Wherever "React" appears in a line, copy that line.

┌─ RECORDED DATA

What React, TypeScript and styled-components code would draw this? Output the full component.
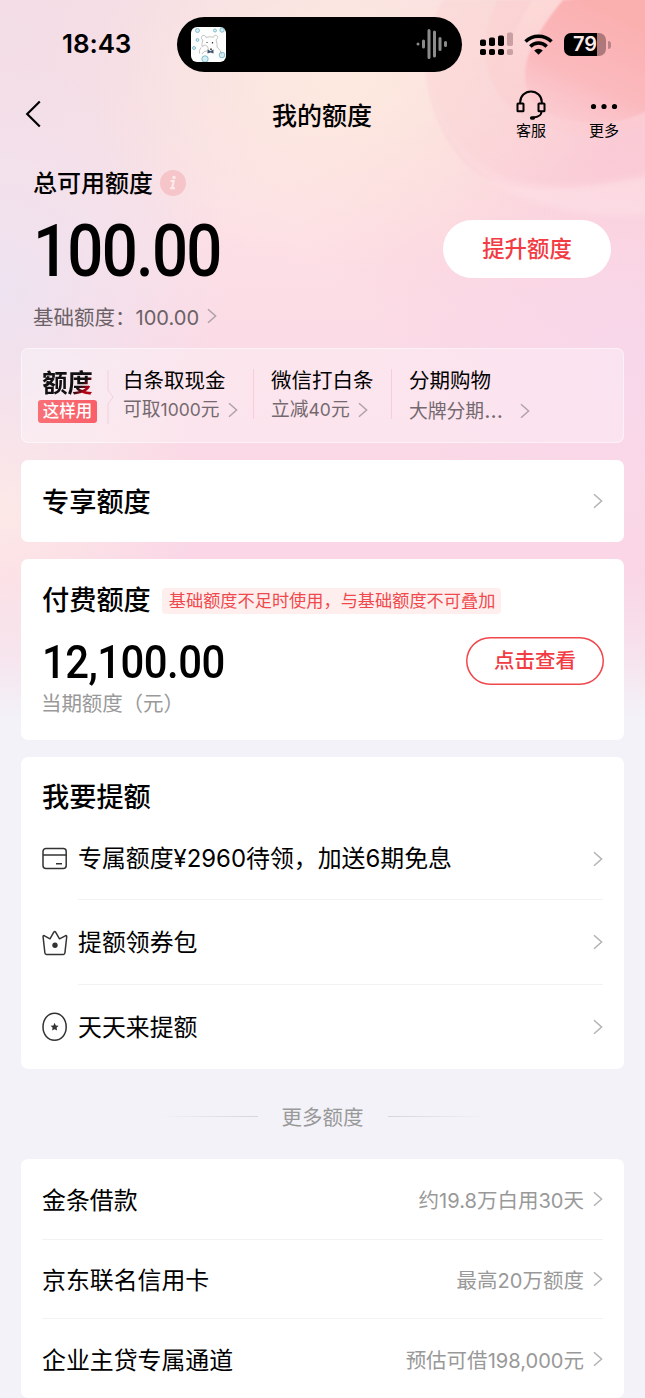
import React from 'react';
import styled, { createGlobalStyle } from 'styled-components';

const GlobalStyle = createGlobalStyle`
  * { box-sizing: border-box; }
  html, body { margin: 0; padding: 0; background: #f3f2f8; }
  body {
    font-family: Roboto, "Noto Sans CJK SC", sans-serif;
    color: #000;
    overflow: hidden;
  }
`;

const Page = styled.main`
  position: relative;
  width: 645px;
  height: 1398px;
  overflow: hidden;
  background: #f3f2f8;
`;

const Backdrop = styled.div`
  position: absolute;
  inset: 0 0 auto 0;
  height: 730px;
  background:
    linear-gradient(180deg, rgba(243, 242, 248, 0) 570px, rgba(243, 242, 248, 0.5) 655px, #f3f2f8 718px),
    radial-gradient(ellipse 270px 190px at 350px 80px, rgba(253, 235, 222, 0.9), rgba(253, 235, 222, 0) 100%),
    radial-gradient(ellipse 230px 230px at 0px 290px, rgba(237, 227, 241, 0.95), rgba(237, 227, 241, 0) 100%),
    radial-gradient(ellipse 200px 200px at 0px 500px, rgba(253, 233, 231, 1), rgba(253, 233, 231, 0) 100%),
    radial-gradient(ellipse 280px 190px at 645px 360px, rgba(248, 215, 236, 0.95), rgba(248, 215, 236, 0) 100%),
    radial-gradient(ellipse 360px 260px at 645px 150px, rgba(250, 200, 212, 0.8), rgba(250, 200, 212, 0) 100%),
    radial-gradient(ellipse 330px 300px at 0px 40px, rgba(243, 221, 230, 1), rgba(243, 221, 230, 0) 100%),
    linear-gradient(180deg, #f8dfe4 0, #fde1e6 200px, #fbdbe5 340px, #fad6e6 560px, #fad3e2 640px);
`;

const Swirl = styled.svg`
  position: absolute;
  top: 0;
  right: 0;
`;

const Content = styled.div`
  position: relative;
  display: flex;
  flex-direction: column;
`;

const Row = styled.div`
  display: flex;
  align-items: center;
`;

const Digits = styled.span<{ $em?: number }>`
  font-family: Inter, sans-serif;
  font-size: ${p => p.$em ?? 0.98}em;
`;

const StatusBar = styled.header`
  display: flex;
  align-items: center;
  height: 88px;
`;

const Clock = styled.div`
  width: 177px;
  padding-left: 62px;
  font: 600 26px/30px Inter, sans-serif;
  letter-spacing: -0.1px;
`;

const Island = styled.div`
  display: flex;
  align-items: center;
  justify-content: space-between;
  width: 285px;
  height: 55px;
  padding: 0 14px;
  border-radius: 28px;
  background: #000;
`;

const StatusIcons = styled.div`
  display: flex;
  align-items: center;
  gap: 11px;
  margin-left: 18px;
`;

const Battery = styled.div`
  position: relative;
  width: 42px;
  height: 23px;
  border-radius: 7px;
  background: linear-gradient(90deg, #000 33px, rgba(90, 55, 60, 0.48) 33px);
  color: #fde8ea;
  font: 600 20px/23px Inter, sans-serif;
  text-align: center;
  &::after {
    content: '';
    position: absolute;
    right: -5px;
    top: 8px;
    width: 3px;
    height: 8px;
    border-radius: 0 3px 3px 0;
    background: rgba(90, 55, 60, 0.4);
  }
`;

const NavBar = styled.nav`
  display: grid;
  grid-template-columns: 214px 1fr 215px;
  height: 64px;
`;

const BackButton = styled.div`
  padding: 12px 0 0 25px;
`;

const NavTitle = styled.h1`
  margin: 0;
  text-align: center;
  font-size: 25px;
  font-weight: 500;
  line-height: 57px;
`;

const NavActions = styled.div`
  display: flex;
  justify-content: flex-end;
  gap: 37px;
  padding: 2px 23px 0 0;
`;

const NavAction = styled.div`
  display: flex;
  flex-direction: column;
  align-items: center;
  width: 36px;
  font-size: 15px;
  line-height: 20px;
  svg { height: 30px; margin-bottom: 1px; }
`;

const Summary = styled.section`
  display: flex;
  justify-content: space-between;
  height: 196px;
  padding: 14px 34px 0 33px;
`;

const SummaryTitle = styled(Row)`
  height: 34px;
  font-size: 24px;
  font-weight: 500;
  gap: 7px;
  span { line-height: 30px; margin-top: 1px; }
`;

const Amount = styled.div<{ $size: number; $scale: number; $height: number; $tracking: number; $top?: number }>`
  height: ${p => p.$height}px;
  margin-top: ${p => p.$top ?? 0}px;
  font-family: Roboto, sans-serif;
  font-size: ${p => p.$size}px;
  line-height: ${p => p.$height}px;
  letter-spacing: ${p => p.$tracking}px;
  font-weight: 500;
  transform: scaleX(${p => p.$scale});
  transform-origin: left;
  white-space: nowrap;
`;

const BaseQuota = styled(Row)`
  height: 30px;
  margin-top: 15px;
  gap: 8px;
  font-size: 20.5px;
  color: #6b6166;
`;

const RaiseButton = styled.button`
  width: 168px;
  height: 58px;
  margin-top: 54px;
  padding: 0;
  border: 0;
  border-radius: 29px;
  background: #fff;
  color: #f23b43;
  font: 500 22.4px/56px Roboto, "Noto Sans CJK SC", sans-serif;
`;

const Stack = styled.div`
  display: flex;
  flex-direction: column;
  margin: 0 21px;
`;

const UsageBar = styled.section`
  display: flex;
  height: 95px;
  padding: 18px 0 0 16px;
  border: 1.5px solid rgba(255, 255, 255, 0.5);
  border-radius: 7px;
  background: rgba(255, 255, 255, 0.3);
`;

const UsageLabel = styled.div`
  display: flex;
  flex-direction: column;
  align-items: center;
  width: 59px;
`;

const UsageHeading = styled.strong`
  padding-top: 2px;
  font-size: 25.3px;
  font-weight: 700;
  line-height: 30px;
  background: linear-gradient(135deg, #111 68%, #b00014 80%);
  -webkit-background-clip: text;
  color: transparent;
`;

const UsageBadge = styled.span`
  width: 59px;
  height: 23px;
  margin-top: 1px;
  border-radius: 3px;
  background: linear-gradient(90deg, #f87076, #fa5f68);
  color: #fff;
  font-size: 16.5px;
  font-weight: 500;
  line-height: 24px;
  text-align: center;
`;

const UsageNotch = styled.svg`
  width: 9px;
  height: 54px;
  margin: 3px 7px 0 10px;
`;

const UsageItem = styled.div<{ $width: number; $divided?: boolean }>`
  width: ${p => p.$width}px;
  height: 50px;
  margin: 2px 17px 0 0;
  border-right: ${p => (p.$divided ? '1px solid rgba(245, 180, 200, 0.5)' : '0')};
  white-space: nowrap;
`;

const UsageName = styled.div`
  font-size: 20.5px;
  line-height: 24px;
`;

const UsageHint = styled.div<{ $gap?: number }>`
  display: flex;
  align-items: center;
  gap: ${p => p.$gap ?? 8}px;
  margin-top: 4px;
  font-size: 18.8px;
  line-height: 26px;
  color: #756970;
`;

const Card = styled.section<{ $height: number; $top: number }>`
  height: ${p => p.$height}px;
  margin-top: ${p => p.$top}px;
  padding: 0 21px;
  border-radius: 7px;
  background: #fff;
`;

const CardTitle = styled.h2`
  margin: 0;
  font-size: 27.2px;
  font-weight: 500;
  line-height: 36px;
  white-space: nowrap;
`;

const LinkRow = styled(Row)`
  justify-content: space-between;
  height: 82px;
  ${CardTitle} { padding-top: 3px; }
`;

const PaidHeader = styled(Row)`
  gap: 11px;
  padding-top: 24px;
`;

const Notice = styled.span`
  height: 26px;
  padding: 0 6px 0 7px;
  border-radius: 4px;
  background: #feefee;
  color: #f0484c;
  font-size: 17.2px;
  line-height: 26px;
  white-space: nowrap;
`;

const PaidBody = styled(Row)`
  justify-content: space-between;
  align-items: flex-start;
  padding-top: 18px;
`;

const PaidCaption = styled.div`
  margin: 2px 0 0 -1px;
  font-size: 20.5px;
  letter-spacing: -0.1px;
  line-height: 30px;
  color: #999;
`;

const ViewButton = styled.button`
  width: 138px;
  height: 48px;
  margin-right: -1px;
  padding: 0;
  border: 0;
  border-radius: 24px;
  box-shadow: inset 0 0 0 1.5px #f0474c;
  background: #fff;
  color: #f23b43;
  font: 500 20.5px/47px Roboto, "Noto Sans CJK SC", sans-serif;
`;

const TaskHeading = styled(CardTitle)`
  height: 61px;
  padding-top: 23px;
`;

const TaskRow = styled.div<{ $height: number }>`
  display: flex;
  align-items: center;
  height: ${p => p.$height}px;
`;

const TaskBody = styled.div<{ $last?: boolean }>`
  display: flex;
  flex: 1;
  align-items: center;
  justify-content: space-between;
  height: 100%;
  margin-left: 10px;
  border-bottom: ${p => (p.$last ? '0' : '1px solid #f2f2f4')};
`;

const TaskText = styled.span`
  height: 34px;
  margin-top: 3px;
  font-size: 23.9px;
  line-height: 32px;
`;

const MoreDivider = styled.div`
  display: flex;
  align-items: center;
  justify-content: center;
  gap: 24px;
  height: 90px;
  padding-top: 3px;
  font-size: 20.5px;
  color: #999;
`;

const FadeLine = styled.i<{ $flip?: boolean }>`
  width: 100px;
  height: 1px;
  margin-top: 2px;
  background: linear-gradient(${p => (p.$flip ? 270 : 90)}deg, rgba(210, 210, 216, 0), #d5d5da);
`;

const OfferRow = styled.div`
  display: flex;
  align-items: center;
  justify-content: space-between;
  height: 79.2px;
  border-bottom: 1px solid #f2f2f4;
  font-size: 23.9px;
  &:first-child { height: 80.6px; }
  &:last-child { border-bottom: 0; }
`;

const OfferHint = styled(Row)`
  gap: 9px;
  padding-top: 1px;
  font-size: 20.5px;
  color: #999;
`;

const Chevron = ({ color = '#b3b3b6' }: { color?: string }) => (
  <svg width="10" height="16" viewBox="0 0 10 16" fill="none" stroke={color} strokeWidth="1.5">
    <path d="M1 1.200 8.600 8 1 14.800" />
  </svg>
);

const withDigits = (text: string, em?: number) =>
  text.split(/([¥\d.,]+)/).map((part, i) => (i % 2 ? <Digits key={i} $em={em}>{part}</Digits> : part));

const BearAvatar = () => (
  <svg width="35" height="35" viewBox="0 0 35 35">
    <rect width="35" height="35" rx="6" fill="#fdfefe" />
    <g fill="#d5eef4" stroke="#7db7c8" strokeWidth="0.9">
      <circle cx="6.500" cy="3.500" r="2" />
      <circle cx="24" cy="3.500" r="1.500" />
      <circle cx="31" cy="3" r="2.200" />
      <circle cx="6.500" cy="13" r="1.400" />
      <circle cx="3" cy="21" r="1.500" />
      <circle cx="31" cy="28" r="2.800" />
      <circle cx="14" cy="32" r="3.200" />
    </g>
    <g fill="none" stroke="#b3a9a9" strokeWidth="0.7">
      <path d="M12 13c-2.500-1-2-5 1-4.500 1.500.2 2 1.500 2 2q4-1.300 7.500-.3c.5-3 5-2.500 4 1-.3 1-1 1.500-1.500 1.500q1.500 4 1 7.500M12 13q-1.500 3-1 6.500M26 20q4 3 4.500 7.500" />
      <path d="M11 19.500q3.500-3 5.500 0 1.500 3 .5 4M10 20.500q-2.500 3-1.500 6M11 27q2-3.500 5-3" />
    </g>
    <path d="M15.500 15.500h1M21.500 15v1.500" stroke="#333" strokeWidth="1.200" />
    <path d="m16.500 22.500 3 1.500 3-1.500v4l-3-1-3 1z" fill="#45566f" />
    <path d="M20 21.500v1.500" stroke="#222" strokeWidth="1.500" />
  </svg>
);

const Waveform = () => (
  <svg width="32" height="32" viewBox="0 0 32 32" stroke="#8b8b8b" strokeLinecap="round" strokeWidth="3">
    <path d="M2 16v.1M7.500 13v6M13 2.500v27M18.500 4v24M24 10.500v11M29.500 14.500v3" />
  </svg>
);

const Signal = () => (
  <svg width="33" height="24" viewBox="0 0 33 24">
    <rect x="0" y="7.500" width="6" height="6.500" rx="1.800" />
    <rect x="9" y="5.500" width="6" height="8.500" rx="1.800" />
    <rect x="18" y="3.500" width="6" height="10.500" rx="1.800" />
    <rect x="0" y="17" width="6" height="6" rx="1.800" />
    <rect x="9" y="17" width="6" height="6" rx="1.800" />
    <rect x="18" y="17" width="6" height="6" rx="1.800" />
    <g fill="#6d3f48" opacity="0.35">
      <rect x="27" y="0.500" width="6" height="13.500" rx="1.800" />
      <rect x="27" y="17" width="6" height="6" rx="1.800" />
    </g>
  </svg>
);

const Wifi = () => (
  <svg width="29" height="21" viewBox="0 0 29 21" fill="none" stroke="#000" strokeWidth="3.500">
    <path d="M1.500 7.500a18.500 18.500 0 0 1 26 0M6.300 12.400a11.600 11.600 0 0 1 16.400 0" />
    <path d="m14.500 20.700-4.300-4.300a6.100 6.100 0 0 1 8.600 0z" fill="#000" stroke="none" />
  </svg>
);

const Headset = () => (
  <svg width="30" height="30" viewBox="0 0 30 30" fill="none" stroke="#000" strokeWidth="2">
    <path d="M4.200 13v-.8a10.800 10.800 0 0 1 21.600 0V13" />
    <rect x="1.500" y="13.500" width="6" height="7.800" rx="0.600" />
    <rect x="22.500" y="13.500" width="6" height="7.800" rx="0.600" />
    <path d="M25.500 21.500c0 3.500-3 5.700-8.500 6" />
    <path d="M15.700 28h1.600" strokeWidth="3.600" strokeLinecap="round" />
  </svg>
);

const CardIcon = () => (
  <svg width="26" height="30" viewBox="0 0 26 30" fill="none" stroke="#333" strokeWidth="1.500">
    <rect x="1" y="4.500" width="23.200" height="20" rx="3" />
    <path d="M1 11h23.200M14 19.700h6" />
  </svg>
);

const CrownIcon = () => (
  <svg width="26" height="30" viewBox="0 0 26 30" fill="none" stroke="#333" strokeWidth="1.500" strokeLinejoin="round">
    <path d="M1.100 9q-.3-2 1.400-1.200L8 10.800 11.800 4.200q.9-1.200 1.800 0L17.500 10.800 23.300 7.800q1.700-.8 1.400 1.200L22.900 25q-.2 1.400-1.500 1.400h-17Q3.100 26.400 2.900 25z" />
    <circle cx="13" cy="17.200" r="2.700" fill="#333" stroke="none" />
  </svg>
);

const EggIcon = () => (
  <svg width="26" height="30" viewBox="0 0 26 30" fill="none" stroke="#333" strokeWidth="1.500">
    <path d="M12.600 1.300C19.300 1.300 24.200 7.500 24.200 15S19.300 28.200 12.600 28.200 1 22.500 1 15 5.800 1.300 12.600 1.300z" />
    <path d="m12.600 10.800 1.200 2.600 2.800.4-2 2 .5 2.800-2.500-1.400-2.500 1.400.5-2.800-2-2 2.800-.4z" fill="#333" stroke="none" />
  </svg>
);

const tasks = [
  { icon: <CardIcon />, text: '专属额度¥2960待领，加送6期免息', height: 82 },
  { icon: <CrownIcon />, text: '提额领券包', height: 85 },
  { icon: <EggIcon />, text: '天天来提额', height: 84 },
];

const offers = [
  { name: '金条借款', hint: '约19.8万白用30天' },
  { name: '京东联名信用卡', hint: '最高20万额度' },
  { name: '企业主贷专属通道', hint: '预估可借198,000元' },
];

export default function App() {
  return (
    <Page>
      <GlobalStyle />
      <Backdrop />
      <Swirl width="260" height="270" viewBox="0 0 260 270" fill="none">
        <defs>
          <filter id="soft" x="-20%" y="-20%" width="140%" height="140%">
            <feGaussianBlur stdDeviation="3" />
          </filter>
          <filter id="edge" x="-20%" y="-20%" width="140%" height="140%">
            <feGaussianBlur stdDeviation="1.200" />
          </filter>
          <linearGradient id="petal" x1="0" y1="0" x2="0.6" y2="1">
            <stop offset="0" stopColor="#fbd6d2" stopOpacity="0.5" />
            <stop offset="1" stopColor="#f9c3cf" stopOpacity="0.3" />
          </linearGradient>
          <linearGradient id="core" gradientUnits="userSpaceOnUse" x1="190" y1="130" x2="240" y2="20">
            <stop offset="0" stopColor="#fac2ca" stopOpacity="0.3" />
            <stop offset="0.4" stopColor="#fbbabe" />
            <stop offset="1" stopColor="#fbb0b0" />
          </linearGradient>
          <linearGradient id="rim" x1="0" y1="0" x2="0.5" y2="1">
            <stop offset="0" stopColor="#fddcd8" />
            <stop offset="1" stopColor="#fbcbd2" stopOpacity="0" />
          </linearGradient>
        </defs>
        <path d="M58 0C30 45 36 110 75 158s115 32 185 18V0z" fill="url(#petal)" filter="url(#edge)" />
        <path d="M112 0C90 55 100 100 150 122s75 12 110 4V0z" fill="#fbcaca" fillOpacity="0.3" filter="url(#edge)" />
        <path d="M148 0c-28 40-32 75-24 98 8 20 40 32 90 30l46-10V0z" fill="url(#rim)" filter="url(#edge)" />
        <path d="M178 0c-28 34-42 62-37 86 6 30 48 40 84 36 16-2 28-6 50-18V-10z" fill="url(#core)" filter="url(#edge)" />
        <path d="M40 60C42 100 60 140 95 172s110 50 175 42v-40c-65 16-135 18-170-5C70 150 45 105 40 60z" fill="#ffe7ec" fillOpacity="0.4" filter="url(#soft)" />
      </Swirl>
      <Content>
        <StatusBar>
          <Clock>18:43</Clock>
          <Island>
            <BearAvatar />
            <Waveform />
          </Island>
          <StatusIcons>
            <Signal />
            <Wifi />
            <Battery>79</Battery>
          </StatusIcons>
        </StatusBar>

        <NavBar>
          <BackButton>
            <svg width="16" height="28" viewBox="0 0 16 28" fill="none" stroke="#000" strokeWidth="2.200">
              <path d="M14.800 1.500 2.200 14l12.600 12.500" />
            </svg>
          </BackButton>
          <NavTitle>我的额度</NavTitle>
          <NavActions>
            <NavAction>
              <Headset />
              客服
            </NavAction>
            <NavAction>
              <svg width="28" height="30" viewBox="0 0 28 30">
                <circle cx="3.500" cy="16.500" r="2.600" />
                <circle cx="14" cy="16.500" r="2.600" />
                <circle cx="24.500" cy="16.500" r="2.600" />
              </svg>
              更多
            </NavAction>
          </NavActions>
        </NavBar>

        <Summary>
          <div>
            <SummaryTitle>
              <span>总可用额度</span>
              <svg width="26" height="26" viewBox="0 0 26 26">
                <circle cx="13" cy="13" r="13" fill="#f6c5ca" />
                <path d="M10.500 11h3.200l-1.500 7.300M10 18.300h5" fill="none" stroke="#fdecec" strokeWidth="2" />
                <circle cx="14" cy="7.500" r="1.700" fill="#fdecec" />
              </svg>
            </SummaryTitle>
            <Amount $size={73} $scale={0.87} $height={70} $tracking={-2} $top={16}>100.00</Amount>
            <BaseQuota>
              <span>{withDigits('基础额度：100.00')}</span>
              <Chevron color="#b09fa8" />
            </BaseQuota>
          </div>
          <RaiseButton>提升额度</RaiseButton>
        </Summary>

        <Stack>
          <UsageBar>
            <UsageLabel>
              <UsageHeading>额度</UsageHeading>
              <UsageBadge>这样用</UsageBadge>
            </UsageLabel>
            <UsageNotch viewBox="0 0 9 54" fill="none" stroke="#f5cfd8">
              <path d="M1 0v20l5 7-5 7v20" />
            </UsageNotch>
            <UsageItem $width={131} $divided>
              <UsageName>白条取现金</UsageName>
              <UsageHint>
                <span>{withDigits('可取1000元', 0.93)}</span>
                <Chevron color="#b0a2aa" />
              </UsageHint>
            </UsageItem>
            <UsageItem $width={121} $divided>
              <UsageName>微信打白条</UsageName>
              <UsageHint>
                <span>{withDigits('立减40元', 0.93)}</span>
                <Chevron color="#b0a2aa" />
              </UsageHint>
            </UsageItem>
            <UsageItem $width={130}>
              <UsageName>分期购物</UsageName>
              <UsageHint $gap={17}>
                <span>大牌分期<Digits $em={1.15}>…</Digits></span>
                <Chevron color="#b0a2aa" />
              </UsageHint>
            </UsageItem>
          </UsageBar>

          <Card $height={82} $top={17}>
            <LinkRow>
              <CardTitle>专享额度</CardTitle>
              <Chevron />
            </LinkRow>
          </Card>

          <Card $height={181} $top={17}>
            <PaidHeader>
              <CardTitle>付费额度</CardTitle>
              <Notice>基础额度不足时使用，与基础额度不可叠加</Notice>
            </PaidHeader>
            <PaidBody>
              <div>
                <Amount $size={46.5} $scale={0.9} $height={50} $tracking={-0.6}>12,100.00</Amount>
                <PaidCaption>当期额度（元）</PaidCaption>
              </div>
              <ViewButton>点击查看</ViewButton>
            </PaidBody>
          </Card>

          <Card $height={312} $top={17}>
            <TaskHeading>我要提额</TaskHeading>
            {tasks.map((t, i) => (
              <TaskRow key={t.text} $height={t.height}>
                {t.icon}
                <TaskBody $last={i === tasks.length - 1}>
                  <TaskText>{withDigits(t.text, 1)}</TaskText>
                  <Chevron />
                </TaskBody>
              </TaskRow>
            ))}
          </Card>

          <MoreDivider>
            <FadeLine />
            更多额度
            <FadeLine $flip />
          </MoreDivider>

          <Card $height={239} $top={0}>
            {offers.map(o => (
              <OfferRow key={o.name}>
                {o.name}
                <OfferHint>
                  <span>{withDigits(o.hint)}</span>
                  <Chevron />
                </OfferHint>
              </OfferRow>
            ))}
          </Card>
        </Stack>
      </Content>
    </Page>
  );
}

└─

> **EXPECTED ANSWER**
What React, TypeScript and styled-components code would draw this? Output the full component.
import React from 'react';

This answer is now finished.